You may have noticed that Seoul Startups has been on the quiet side this year. No meetups, no workations in Jeju or Yangyang, no ecosystem mapping projects. The Slack channel is still there but other than weekly event posts and organic conversations, it’s been very uneventful there.
I have been running Seoul Startups pretty much since 2017. What was supposed to be a side project for shits and giggles has turned into a 3,300+ member community that needs to be maintained and admined daily. And I am the person responsible for that. Since 2020 Seoul Startups has been registered as an individual proprietaire business, which has allied paid projects and sponsorships that have been the source of keeping the page and group running. We’ve worked with government institutions like KISED or SBA, NGOs like The Asan Nanum Foundation and partnered on initiatives like Impact Collective.
But now it’s all gone quiet. Why?
I am guilty as charged for that and owe everyone an explanation.
I moved to Busan….
As mentioned in the previous post, I left Seoul for the South and moved to the seaside Busan. And as much as Seoul Startups, despite its name, is a country-wide initiative, most of its members are based in Seoul and Gyeonggi-do province. Meaning all sorts of events and meetups should take place there. And with me not being physically in Seoul, it’s hard to make anything happen.
I have been focusing on Busan projects, like South Ventures and Busan Startups. And even though my initial plants didn’t turn out as expected, Busan is not as robust and flourishing ecosystem as Seoul, and so it needs more work and effort. And that means I have to focus my energy here rather than there. Seoul may not be far away (1 hour by plane, 2.5 hours by train) but to be honest I am not motivated to leave my ocean view office unless I really really have to.
That being said, I have also been asked by SBA to run a series of events under the Seoul Startups brand. So hopefully we will have at least one or two Seoul Startups meetups before the end of the year.
Community building is a Sisyphus labor… and it’s not paid
Community/Ecosystem Builder is a full-time occupation and, at least in Korea, for the most part it’s not paid. In fact, Seoul Startups has been my investment project for the last 5 years, where, other than the few paid gigs we got, all has been covered out of my pocket. And that’s fine – I am happy to do so, because I believe that the community movement is something bigger than myself.
But it’s more than that: community running requires other resources like time, engagement and people. And that has been a great struggle. Seoul Startups is blessed with a team of Community Leaders. But these Community Leaders have jobs, families and other engagements that will come first before the Seoul Startups. To be honest, it used to upset me a lot – how could something be more important than the community?? But I learned to let go and understand that everyone has their priorities and that’s fine. Rather than fight them, I want to support the Community Leaders in their own projects and pursuits as much as I can.

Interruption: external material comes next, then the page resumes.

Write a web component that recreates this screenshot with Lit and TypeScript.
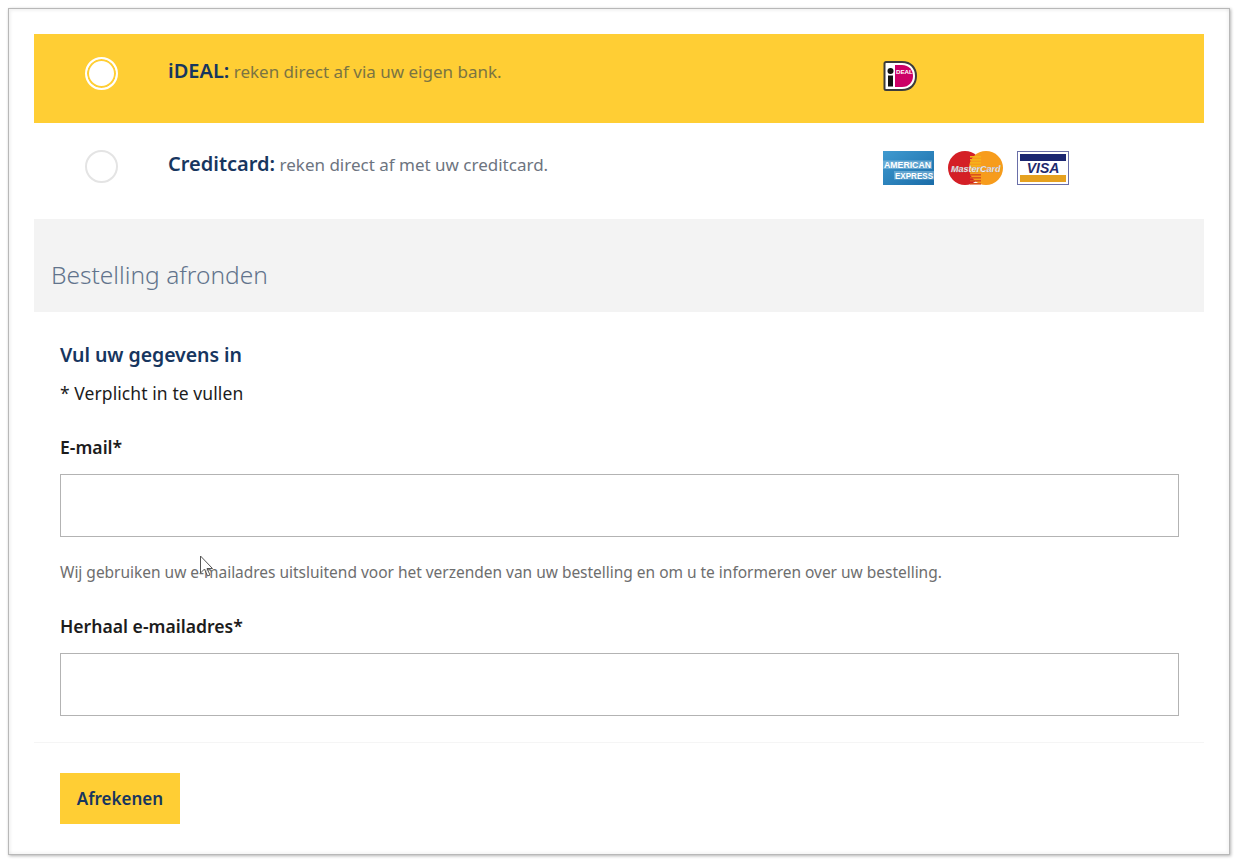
import { LitElement, html, css, svg } from "lit";
import { customElement } from "lit/decorators.js";

@customElement("app-root")
export class AppRoot extends LitElement {
  static styles = css`
    :host { display: block; width: 1238px; height: 864px; background: #fff; font-family: "Noto Sans", "Open Sans", sans-serif; overflow: hidden; }
    * { box-sizing: border-box; }
    .frame { margin: 9px 0 0 9px; width: 1220px; height: 845px; background: #fff; padding: 25px 25px 0 25px;
      box-shadow: 0 0 0 1px #b8b8b8, 1px 1px 3px 1px rgba(0,0,0,.3), inset 2px 2px 3px rgba(0,0,0,.05), inset -2px -2px 3px rgba(0,0,0,.04); }
    .pay { display: grid; grid-template-columns: 51px 33px 50px 715px auto; }
    .pay.on { height: 89px; background: #ffce34; padding-top: 23px; }
    .pay.off { height: 96px; padding-top: 27px; }
    .radio { grid-column: 2; width: 33px; height: 33px; border-radius: 50%; border: 2px solid #e4e4e4; background: #fff; }
    .on .radio { border: 2px solid #fff; background: #fff; box-shadow: inset 0 0 0 2px #ffce34; }
    .label { grid-column: 4; font-size: 17px; line-height: 28px; color: #6d7480; white-space: nowrap; }
    .on .label { color: #7b7442; line-height: 30px; margin-top: -1px; }
    .label b { font-size: 20px; font-weight: 600; color: #17365f; }
    .logos { grid-column: 5; display: flex; gap: 14px; align-items: center; height: 34px; }
    .off .logos { margin-top: 1px; height: 34px; }
    .on .logos { margin-top: 2px; }
    .head { height: 93px; background: #f3f3f3; padding: 38px 0 0 17px; font-size: 24.5px; line-height: 36px; font-weight: 300; color: #62738c; }
    .body { padding: 28px 25px 0 26px; }
    h2 { margin: 0; font-size: 19.5px; line-height: 30px; font-weight: 600; color: #17365f; letter-spacing: -.05px; }
    .req { margin: 12px 0 0; font-size: 17.5px; line-height: 22px; color: #1c1c1c; letter-spacing: .08px; }
    label { display: block; font-size: 17.6px; line-height: 24px; font-weight: 600; color: #1c1c1c; }
    .l1 { margin-top: 31px; }
    .l2 { margin-top: 31px; }
    .input { display: block; width: 100%; height: 63px; margin-top: 15px; border: 1px solid #b3b3b3; background: #fff; padding: 0; }
    .hint { margin: 24px 0 0; position: relative; font-size: 15.5px; line-height: 22px; color: #6e6e6e; letter-spacing: -.02px; white-space: nowrap; }
    .cursor { position: absolute; left: 139px; top: -6px; }
    .rule { height: 1px; background: #f5f5f5; margin-top: 26px; }
    .foot { padding: 30px 26px 0; }
    button { display: block; width: 120px; height: 51px; border: 0; background: #ffce34; color: #17365f; font: 600 17px/51px "Noto Sans", sans-serif; padding: 0; }
  `;

  private ideal() {
    return html`<svg width="34" height="30" viewBox="0 0 34 30">
      <path d="M1.500 2.500a1.500 1.500 0 0 1 1.500-1.500h16c9 0 14 6 14 14s-5 14-14 14H3a1.500 1.500 0 0 1-1.500-1.500z" fill="#fff" stroke="#3c3c3c" stroke-width="2"/>
      <path d="M12 4h7c7 0 11 5 11 11s-4 11-11 11h-7z" fill="#cc0066"/>
      <circle cx="7.500" cy="10" r="3" fill="#111"/>
      <rect x="5" y="14.500" width="5" height="11" fill="#111"/>
      <text x="13" y="13" font-family="Liberation Sans" font-weight="700" font-size="6.200" fill="#fff">DEAL</text>
    </svg>`;
  }

  private amex() {
    return html`<svg width="51" height="34" viewBox="0 0 51 34">
      <defs><linearGradient id="ax" x1="0" y1="0" x2="1" y2="1"><stop offset="0" stop-color="#3f9ad0"/><stop offset="1" stop-color="#1a6ca8"/></linearGradient></defs>
      <rect width="51" height="34" fill="url(#ax)"/>
      <rect x="0" y="9.500" width="49" height="8.500" fill="#8fc3e2" opacity=".55"/>
      <rect x="11" y="20" width="40" height="8.500" fill="#8fc3e2" opacity=".55"/>
      <text x="1" y="17" font-family="Liberation Sans" font-weight="700" font-size="8.200" fill="#fff" textLength="47" lengthAdjust="spacingAndGlyphs">AMERICAN</text>
      <text x="12" y="27.500" font-family="Liberation Sans" font-weight="700" font-size="8.200" fill="#fff" textLength="38" lengthAdjust="spacingAndGlyphs">EXPRESS</text>
    </svg>`;
  }

  private mc() {
    const bars = [11, 14, 17, 20, 23, 26];
    return html`<svg width="55" height="34" viewBox="0 0 55 34">
      <circle cx="17" cy="17" r="17" fill="#d41f26"/>
      <circle cx="38" cy="17" r="17" fill="#f79c1c"/>
      ${bars.map((y) => svg`<rect x="22" y="${y - 6}" width="11" height="1.600" fill="#f5b21a"/><rect x="22" y="${y + 6}" width="11" height="1.600" fill="#d9531e"/>`)}
      <text x="3" y="21" font-family="Liberation Sans" font-style="italic" font-weight="700" font-size="9" fill="#fff" stroke="#9a8f9a" stroke-width=".25">MasterCard</text>
    </svg>`;
  }

  private visa() {
    return html`<svg width="52" height="34" viewBox="0 0 52 34">
      <rect x=".5" y=".5" width="51" height="33" fill="#fff" stroke="#6a6fa8"/>
      <rect x="3" y="3" width="46" height="7" fill="#1c2772"/>
      <rect x="3" y="24" width="46" height="7" fill="#e6a11f"/>
      <text x="26" y="22" text-anchor="middle" font-family="Liberation Sans" font-style="italic" font-weight="700" font-size="14" fill="#1f2a6e">VISA</text>
    </svg>`;
  }

  render() {
    return html`<div class="frame">
      <div class="pay on">
        <div class="radio"></div>
        <div class="label"><b>iDEAL:</b> reken direct af via uw eigen bank.</div>
        <div class="logos">${this.ideal()}</div>
      </div>
      <div class="pay off">
        <div class="radio"></div>
        <div class="label"><b>Creditcard:</b> reken direct af met uw creditcard.</div>
        <div class="logos">${this.amex()}${this.mc()}${this.visa()}</div>
      </div>
      <div class="head">Bestelling afronden</div>
      <div class="body">
        <h2>Vul uw gegevens in</h2>
        <p class="req">* Verplicht in te vullen</p>
        <label class="l1">E-mail*</label>
        <div class="input"></div>
        <p class="hint">Wij gebruiken uw e-mailadres uitsluitend voor het verzenden van uw bestelling en om u te informeren over uw bestelling.
          <svg class="cursor" width="16" height="24" viewBox="0 0 16 24"><path d="M1.500 1v17l4-4 3 7 2.500-1-3-6.500h5.500z" fill="#fff" fill-opacity=".75" stroke="#555" stroke-width="1"/></svg>
        </p>
        <label class="l2">Herhaal e-mailadres*</label>
        <div class="input"></div>
      </div>
      <div class="rule"></div>
      <div class="foot"><button>Afrekenen</button></div>
    </div>`;
  }
}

But that means running the community falls on my shoulders. Every day I spend a couple of hours admining the Slack group, updating the event calendar, meeting with our partners and putting together Seoul Startups-branded gigs.
Because I do have other jobs (like German Entrepreneurship or South Ventures), it means I had to give up on things like community newsletter, SNS content building, blogging, ecosystem mapping and other ideas the Community Leaders had during the memorable workshop in Yangyang in 2020.

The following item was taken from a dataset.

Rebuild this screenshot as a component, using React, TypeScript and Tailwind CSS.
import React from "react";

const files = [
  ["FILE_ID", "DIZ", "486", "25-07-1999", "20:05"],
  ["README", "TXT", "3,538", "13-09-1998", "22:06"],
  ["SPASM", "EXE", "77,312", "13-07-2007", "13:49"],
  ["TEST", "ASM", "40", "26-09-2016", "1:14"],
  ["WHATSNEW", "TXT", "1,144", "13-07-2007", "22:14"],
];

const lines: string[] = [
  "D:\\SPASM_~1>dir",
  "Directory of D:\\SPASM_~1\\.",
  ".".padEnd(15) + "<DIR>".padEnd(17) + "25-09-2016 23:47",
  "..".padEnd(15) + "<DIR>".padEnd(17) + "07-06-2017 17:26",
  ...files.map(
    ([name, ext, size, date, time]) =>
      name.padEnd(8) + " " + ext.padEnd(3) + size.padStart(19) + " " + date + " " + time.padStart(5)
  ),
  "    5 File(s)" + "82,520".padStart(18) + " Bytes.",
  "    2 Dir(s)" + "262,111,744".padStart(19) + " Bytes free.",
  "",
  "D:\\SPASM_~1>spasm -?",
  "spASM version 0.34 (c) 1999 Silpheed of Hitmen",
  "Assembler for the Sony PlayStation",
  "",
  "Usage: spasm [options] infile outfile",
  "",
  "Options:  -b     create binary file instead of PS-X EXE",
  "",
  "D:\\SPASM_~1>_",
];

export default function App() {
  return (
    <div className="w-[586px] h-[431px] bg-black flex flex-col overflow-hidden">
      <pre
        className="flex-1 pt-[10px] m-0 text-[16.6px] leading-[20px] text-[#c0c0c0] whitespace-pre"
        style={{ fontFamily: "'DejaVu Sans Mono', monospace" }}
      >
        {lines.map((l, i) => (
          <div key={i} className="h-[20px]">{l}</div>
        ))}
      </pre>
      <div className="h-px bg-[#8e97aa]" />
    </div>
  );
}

In short, I cannot do it all alone without compromising my paid jobs.
There is another aspect to all this. As much as I get a thrill of seeing the community grow and support itself, I’ve learned that no one is ever going to credit me for the work I put in. And I think that’s what has discouraged a lot of community leaders in the past. We have to realize we are doing this for something bigger than ourselves.
Does Korea need Seoul Startups?
Working with both government and NGO partners I really do wonder whether they understand what a startup community is and why it’s important. It’s the glue that connects all the ecosystem players with the core of the scene – the entrepreneurs. I believe Korea really lacks on this side as in the center, instead of the startups, we have the government with it’s well-meant but ill-executed policies.

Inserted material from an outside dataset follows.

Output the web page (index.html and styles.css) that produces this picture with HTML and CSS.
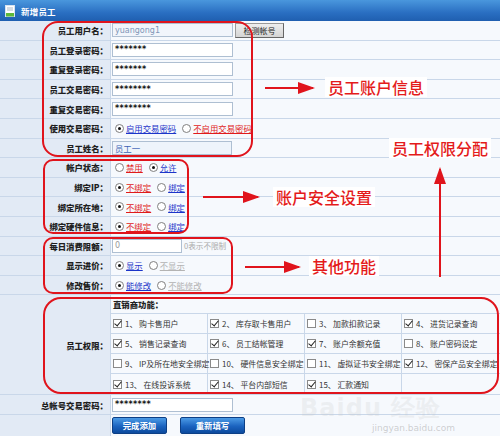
FILE: index.html
```html
<!DOCTYPE html>
<html lang="zh">
<head>
<meta charset="utf-8">
<title>新增员工</title>
<link rel="stylesheet" href="styles.css">
</head>
<body>
<div class="page">
  <div class="titlebar">
    <svg class="doc" width="10" height="12" viewBox="0 0 10 12"><rect x="0.5" y="0.5" width="9" height="11" fill="#fff" stroke="#d8e4f0"/><rect x="1" y="8" width="8" height="3.5" fill="#5cb83a"/><line x1="2" y1="3" x2="8" y2="3" stroke="#9ab" stroke-width="0.8"/><line x1="2" y1="5" x2="8" y2="5" stroke="#9ab" stroke-width="0.8"/></svg>
    <span class="title">新增员工</span>
  </div>
  <div class="form">
    <div class="row"><div class="lbl">员工用户名：</div><div class="val"><span class="txt ro">yuangong1</span><span class="btn-gray">检测帐号</span></div></div>
    <div class="row"><div class="lbl">员工登录密码：</div><div class="val"><span class="txt pw">*******</span></div></div>
    <div class="row"><div class="lbl">重复登录密码：</div><div class="val"><span class="txt pw">*******</span></div></div>
    <div class="row"><div class="lbl">员工交易密码：</div><div class="val"><span class="txt pw">********</span></div></div>
    <div class="row"><div class="lbl">重复交易密码：</div><div class="val"><span class="txt pw">********</span></div></div>
    <div class="row"><div class="lbl">使用交易密码：</div><div class="val"><span class="rd on"></span><a class="lk blue">启用交易密码</a><span class="rd"></span><a class="lk red">不启用交易密码</a></div></div>
    <div class="row"><div class="lbl">员工姓名：</div><div class="val"><span class="txt name">员工一</span></div></div>
    <div class="row"><div class="lbl">帐户状态：</div><div class="val"><span class="rd"></span><a class="lk red">禁用</a><span class="rd on"></span><a class="lk blue">允许</a></div></div>
    <div class="row"><div class="lbl">绑定IP：</div><div class="val"><span class="rd on"></span><a class="lk red">不绑定</a><span class="rd"></span><a class="lk blue">绑定</a></div></div>
    <div class="row"><div class="lbl">绑定所在地：</div><div class="val"><span class="rd on"></span><a class="lk red">不绑定</a><span class="rd"></span><a class="lk blue">绑定</a></div></div>
    <div class="row"><div class="lbl">绑定硬件信息：</div><div class="val"><span class="rd on"></span><a class="lk red">不绑定</a><span class="rd"></span><a class="lk blue">绑定</a></div></div>
    <div class="row"><div class="lbl">每日消费限额：</div><div class="val"><span class="txt short">0</span><span class="hint">0表示不限制</span></div></div>
    <div class="row"><div class="lbl">显示进价：</div><div class="val"><span class="rd on"></span><a class="lk blue">显示</a><span class="rd"></span><a class="lk gray">不显示</a></div></div>
    <div class="row"><div class="lbl">修改售价：</div><div class="val"><span class="rd on"></span><a class="lk blue">能修改</a><span class="rd"></span><a class="lk gray">不能修改</a></div></div>
    <div class="row perm-row"><div class="lbl">员工权限：</div>
      <div class="val perm">
        <div class="perm-head">直销商功能：</div>
        <div class="perm-grid">
          <div class="cell"><span class="cb on"></span>1、 购卡售用户</div>
          <div class="cell"><span class="cb on"></span>2、 库存取卡售用户</div>
          <div class="cell"><span class="cb"></span>3、 加款扣款记录</div>
          <div class="cell"><span class="cb on"></span>4、 进货记录查询</div>
          <div class="cell"><span class="cb on"></span>5、 销售记录查询</div>
          <div class="cell"><span class="cb on"></span>6、 员工结帐管理</div>
          <div class="cell"><span class="cb on"></span>7、 账户余额充值</div>
          <div class="cell"><span class="cb"></span>8、 账户密码设定</div>
          <div class="cell"><span class="cb"></span>9、 IP及所在地安全绑定</div>
          <div class="cell"><span class="cb"></span>10、 硬件信息安全绑定</div>
          <div class="cell"><span class="cb"></span>11、 虚拟证书安全绑定</div>
          <div class="cell"><span class="cb on"></span>12、 密保产品安全绑定</div>
          <div class="cell"><span class="cb on"></span>13、 在线投诉系统</div>
          <div class="cell"><span class="cb on"></span>14、 平台内部短信</div>
          <div class="cell"><span class="cb on"></span>15、 汇款通知</div>
          <div class="cell"></div>
        </div>
      </div>
    </div>
    <div class="row"><div class="lbl">总帐号交易密码：</div><div class="val"><span class="txt pw">********</span></div></div>
    <div class="row btn-row"><div class="lbl"></div><div class="val"><span class="btn-blue">完成添加</span><span class="btn-blue wide">重新填写</span></div></div>
  </div>

  <div class="box box1"></div>
  <div class="box box2"></div>
  <div class="box box3"></div>
  <div class="box box4"></div>

  <div class="arrow-h a1"></div>
  <div class="arrow-h a2"></div>
  <div class="arrow-h a3"></div>
  <div class="arrow-v a4"></div>

  <div class="note n1">员工账户信息</div>
  <div class="note n2">员工权限分配</div>
  <div class="note n3">账户安全设置</div>
  <div class="note n4">其他功能</div>

  <div class="wm">Bai<span class="wm-du">du</span> 经验</div>
  <div class="wm-url">jingyan.baidu.com</div>
</div>
</body>
</html>
```

FILE: styles.css
```css
* { box-sizing: border-box; }
html, body { margin: 0; padding: 0; background: #fff; }
body { font-family: "Noto Sans CJK SC", "Noto Sans", sans-serif; }

.page {
  position: relative;
  width: 500px;
  height: 436px;
  overflow: hidden;
  background: #f6f9fd;
}

.titlebar {
  height: 21px;
  display: flex;
  align-items: center;
  gap: 6px;
  padding-left: 5px;
  background: linear-gradient(#4a97dd, #2a6fc2 60%, #1f5fb0);
}
.title {
  color: #fff;
  font-weight: bold;
  font-size: 8.5px;
  letter-spacing: 0.2px;
}

.form { display: flex; flex-direction: column; }
.row {
  display: flex;
  height: 19.6px;
  border-bottom: 1px solid #c9d7e9;
}
.lbl {
  width: 111px;
  flex: none;
  background: #e2eaf5;
  border-right: 1px solid #c9d7e9;
  display: flex;
  align-items: center;
  justify-content: flex-end;
  padding-right: 2px;
  font-size: 8.4px;
  font-weight: 900;
  color: #1f1f1f;
}
.val {
  flex: 1;
  display: flex;
  align-items: center;
  padding-left: 1px;
  font-size: 8.4px;
  color: #333;
}

.txt {
  width: 121px;
  height: 14px;
  border: 1px solid #aebfd2;
  background: #fff;
  display: flex;
  align-items: center;
  padding-left: 2px;
  font-family: "DejaVu Sans", sans-serif;
  font-size: 8px;
}
.txt.ro { color: #7f95b8; background: #f1f5fb; }
.txt.pw { font-weight: bold; color: #111; letter-spacing: 0.3px; }
.txt.name { background: #eef4fb; color: #3a62b4; font-family: "Noto Sans CJK SC", sans-serif; font-size: 8.4px; width: 120px; }
.txt.short { width: 70px; color: #999; }
.hint { margin-left: 2px; color: #aaa; font-size: 7.6px; }

.btn-gray {
  margin-left: 2px;
  width: 49px;
  height: 15px;
  border: 1px solid #999;
  border-right-color: #666;
  border-bottom-color: #666;
  background: linear-gradient(#eee, #d4d4d4);
  font-size: 8px;
  color: #222;
  display: flex;
  align-items: center;
  justify-content: center;
}

.rd {
  width: 9px;
  height: 9px;
  border-radius: 50%;
  border: 1px solid #808080;
  background: #fff;
  margin: 0 2px 0 3px;
  flex: none;
  position: relative;
}
.rd.on::after {
  content: "";
  position: absolute;
  left: 2px; top: 2px;
  width: 3px; height: 3px;
  border-radius: 50%;
  background: #111;
}
.lk { text-decoration: underline; margin-right: 3px; }
.lk.blue { color: #1c35c9; }
.lk.red { color: #e01b1b; }
.lk.gray { color: #b3b3b3; }

/* permissions */
.row.perm-row { height: 100px; }
.perm { flex-direction: column; align-items: stretch; padding-left: 0; }
.perm-head {
  height: 20px;
  border-bottom: 1px solid #c9d7e9;
  display: flex;
  align-items: center;
  padding-left: 2px;
  font-weight: 900;
  font-size: 8.4px;
  color: #1f1f1f;
}
.perm-grid {
  flex: 1;
  display: grid;
  grid-template-columns: 97px 97px 97px 1fr;
  grid-auto-rows: 20px;
}
.cell {
  display: flex;
  align-items: center;
  padding-left: 2px;
  font-size: 7.9px;
  color: #333;
  white-space: nowrap;
  border-right: 1px solid #c9d7e9;
  border-bottom: 1px solid #c9d7e9;
}
.cell:nth-child(4n) { border-right: none; }
.cell:nth-last-child(-n+4) { border-bottom: none; }
.cb {
  width: 9px;
  height: 9px;
  border: 1px solid #8a8a8a;
  background: #fff;
  margin-right: 3px;
  flex: none;
  position: relative;
}
.cb.on::after {
  content: "";
  position: absolute;
  left: 2px; top: -1px;
  width: 3px; height: 6px;
  border: solid #222;
  border-width: 0 1.6px 1.6px 0;
  transform: rotate(40deg);
}

.row.btn-row { height: 21px; border-bottom: none; }
.btn-row .val { gap: 13px; padding-left: 1px; }
.btn-blue {
  width: 55px;
  height: 17px;
  border: 1px solid #0d3f85;
  border-radius: 2px;
  background: linear-gradient(#4c9be6, #1b63bf 55%, #0c4a9e);
  color: #fff;
  font-weight: bold;
  font-size: 8.4px;
  display: flex;
  align-items: center;
  justify-content: center;
}
.btn-blue.wide { width: 65px; }

/* annotation overlays */
.box {
  position: absolute;
  border: 2px solid #e0141c;
}
.box1 { left: 42px; top: 21px; width: 211px; height: 136px; border-radius: 16px; }
.box2 { left: 43px; top: 159px; width: 146px; height: 75px; border-radius: 10px; }
.box3 { left: 43px; top: 237px; width: 190px; height: 57px; border-radius: 10px; }
.box4 { left: 43px; top: 297px; width: 456px; height: 97px; border-radius: 18px; }

.arrow-h {
  position: absolute;
  height: 2px;
  background: #e0141c;
}
.arrow-h::after {
  content: "";
  position: absolute;
  right: -2px;
  top: -5px;
  border-left: 17px solid #e0141c;
  border-top: 6px solid transparent;
  border-bottom: 6px solid transparent;
}
.a1 { left: 265px; top: 87px; width: 48px; }
.a2 { left: 203px; top: 196px; width: 55px; }
.a3 { left: 245px; top: 266px; width: 54px; }
.arrow-v {
  position: absolute;
  width: 2px;
  background: #e0141c;
}
.arrow-v::after {
  content: "";
  position: absolute;
  top: -2px;
  left: -5px;
  border-bottom: 17px solid #e0141c;
  border-left: 6px solid transparent;
  border-right: 6px solid transparent;
}
.a4 { left: 439px; top: 169px; height: 108px; }

.note {
  position: absolute;
  color: #e41b1b;
  font-size: 16px;
  font-weight: 500;
  line-height: 20px;
  background: #fff;
  padding: 0 3px;
  white-space: nowrap;
}
.n1 { left: 325px; top: 77px; }
.n2 { left: 389px; top: 138px; }
.n3 { left: 273px; top: 187px; }
.n4 { left: 309px; top: 256px; }

.wm {
  position: absolute;
  left: 300px;
  top: 392px;
  font-family: "DejaVu Sans", sans-serif;
  font-weight: bold;
  font-size: 24px;
  color: rgba(200, 200, 200, 0.22);
  white-space: nowrap;
  letter-spacing: 1px;
}
.wm-du { color: rgba(200, 200, 200, 0.22); }
.wm-url {
  position: absolute;
  left: 372px;
  top: 423px;
  font-family: "DejaVu Sans", sans-serif;
  font-size: 9px;
  color: rgba(150, 150, 150, 0.45);
}
```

Like I mentioned, when I introduce my job as a ‘community-builder’ it makes people smirk, thinking I’m a glorified coworking space manager at best. Sure, the recent NFT rage has brought the focus onto ‘community’ but it’s still misunderstood and misinterpreted. People tend to think that Seoul Startups is just a group of foreigners waiting to be promoted something. As much as all the Seoul Startups members, I’m also tired of just spamming some programs and events that usually have little to no value. But I am expected to, in order to be in the good graces of current and potential partners.
And it makes me wonder. Do the Korean startup ecosystem players even want Seoul Startups to be around? Wouldn’t they rather have some other, more conforming organization, run by a local, preferably male, with a reputable network? What’s an angry white girl got to do here?
Yes, I’m sour and disheartened. Maybe I was never the right person for this and should just close the whole thing down?
I don’t know what will happen from now on with Seoul Startups. I wish someone could bring back my passion and enthusiasm back, but I doubt that will happen. I will continue to maintain it, because I can never fully give up on it. Maybe I will drop an SNS post here and there. Organize those events with SBA.
I am very sorry to everyone that I’ve been such a failure and disappointment.